**Data section**
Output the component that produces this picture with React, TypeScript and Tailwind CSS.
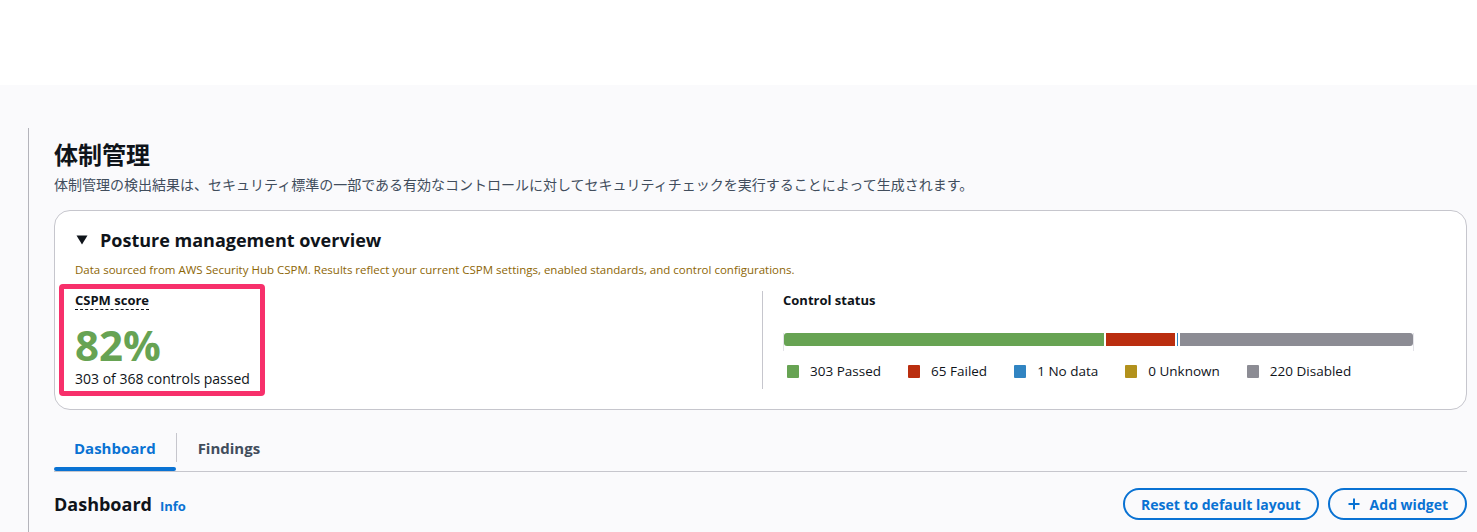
import React from "react";

const font = { fontFamily: "'Open Sans', 'Noto Sans CJK JP', sans-serif" };

type Status = { label: string; count: number; color: string };

const statuses: Status[] = [
  { label: "Passed", count: 303, color: "bg-[#67a353]" },
  { label: "Failed", count: 65, color: "bg-[#ba2e0f]" },
  { label: "No data", count: 1, color: "bg-[#3184c2]" },
  { label: "Unknown", count: 0, color: "bg-[#b2911c]" },
  { label: "Disabled", count: 220, color: "bg-[#8c8c94]" },
];

function StatusBar() {
  return (
    <div className="mt-[24px] border-x border-[#e3e3e8] pb-[5px] mr-[32px]">
      <div className="flex h-[13px] gap-[2px] overflow-hidden rounded-[3px]">
        {statuses
          .filter((s) => s.count > 0)
          .map((s) => (
            <div
              key={s.label}
              className={`${s.color} h-full`}
              style={{ flexGrow: s.count, flexBasis: 0 }}
            />
          ))}
      </div>
    </div>
  );
}

function Legend() {
  return (
    <div className="mt-[10px] flex items-center gap-[27px] pl-[4px]">
      {statuses.map((s) => (
        <div key={s.label} className="flex items-center gap-[11px]">
          <span className={`${s.color} inline-block h-[13px] w-[12px] rounded-[1px]`} />
          <span className="text-[13.5px] leading-[20px] text-[#0f141a]">
            {s.count} {s.label}
          </span>
        </div>
      ))}
    </div>
  );
}

export default function App() {
  return (
    <div className="min-h-screen bg-white" style={font}>
      <div className="h-[85px] bg-white" />

      <div className="bg-[#fafafc] pt-[43px] pl-[28px] min-h-[447px]">
        <div className="border-l border-[#b4b4bb] pl-[25px] pr-[10px] pt-[12px] pb-[20px]">
          {/* Page header */}
          <h1 className="text-[24px] leading-[30px] font-bold text-[#0f141a]">体制管理</h1>
          <p className="mt-[5px] text-[14px] leading-[20px] text-[#414d5c]">
            体制管理の検出結果は、セキュリティ標準の一部である有効なコントロールに対してセキュリティチェックを実行することによって生成されます。
          </p>

          {/* Overview card */}
          <div className="mt-[15px] rounded-[16px] border border-[#c6c6cd] bg-white pl-[20px] pr-[20px] pt-[17px] pb-[20px]">
            <div className="flex items-center gap-[12px]">
              <svg width="12" height="10" viewBox="0 0 12 10" className="ml-[1px]">
                <path d="M0.5 0.5 H11.5 L6 9.5 Z" fill="#0f141a" />
              </svg>
              <h2 className="text-[18px] leading-[24px] font-bold text-[#0f141a]">
                Posture management overview
              </h2>
            </div>
            <p className="mt-[10px] text-[11.5px] leading-[16px] text-[#8d6605]">
              Data sourced from AWS Security Hub CSPM. Results reflect your current CSPM settings, enabled standards, and control configurations.
            </p>

            <div className="mt-[13px] grid grid-cols-[687px_1fr]">
              {/* Score */}
              <div className="relative leading-none">
                <div className="pointer-events-none absolute left-[-16px] top-[-7px] h-[112px] w-[206px] rounded-[4px] border-[5px] border-[#f7306b]" />
                <span className="block w-fit border-b border-dashed border-[#0f141a] text-[13px] leading-[18px] font-bold text-[#0f141a]">
                  CSPM score
                </span>
                <div className="mt-[13px] text-[42px] leading-[44px] font-bold text-[#67a353]">82%</div>
                <div className="mt-[2px] text-[14px] leading-[20px] text-[#0f141a]">303 of 368 controls passed</div>
              </div>

              {/* Control status */}
              <div className="border-l border-[#c6c6cd] pl-[20px]">
                <div className="text-[13px] leading-[18px] font-bold text-[#0f141a]">Control status</div>
                <StatusBar />
                <Legend />
              </div>
            </div>
          </div>

          {/* Tabs */}
          <div className="mt-[16px] flex border-b border-[#c6c6cd]">
            <div className="flex flex-col">
              <div className="px-[20px] pt-[11px] pb-[8px] text-[15px] leading-[22px] font-bold text-[#0972d3]">
                Dashboard
              </div>
              <div className="h-[4px] rounded-full bg-[#0972d3]" />
            </div>
            <div className="mt-[7px] h-[29px] w-px bg-[#c6c6cd]" />
            <div className="px-[21px] pt-[11px] pb-[12px] text-[15px] leading-[22px] font-bold text-[#414d5c]">
              Findings
            </div>
          </div>

          {/* Dashboard header */}
          <div className="mt-[16px] flex items-center justify-between">
            <div className="flex items-baseline gap-[8px]">
              <h2 className="text-[18px] leading-[24px] font-bold text-[#0f141a]">Dashboard</h2>
              <span className="text-[13px] font-bold text-[#0972d3]">Info</span>
            </div>
            <div className="flex items-center gap-[9px]">
              <button className="h-[32px] rounded-full border-2 border-[#0972d3] px-[16px] text-[14px] font-bold text-[#0972d3]">
                Reset to default layout
              </button>
              <button className="flex h-[32px] items-center gap-[10px] rounded-full border-2 border-[#0972d3] pl-[18px] pr-[17px] text-[14px] font-bold text-[#0972d3]">
                <svg width="12" height="12" viewBox="0 0 12 12">
                  <path d="M6 0.5 V11.5 M0.5 6 H11.5" stroke="#0972d3" strokeWidth="2" fill="none" />
                </svg>
                Add widget
              </button>
            </div>
          </div>
        </div>
      </div>
    </div>
  );
}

**Written exercise**
Using the listing, copy every line where the word "React" shows up.

**Reply to the task**
Output the component that produces this picture with React, TypeScript and Tailwind CSS.
import React from "react";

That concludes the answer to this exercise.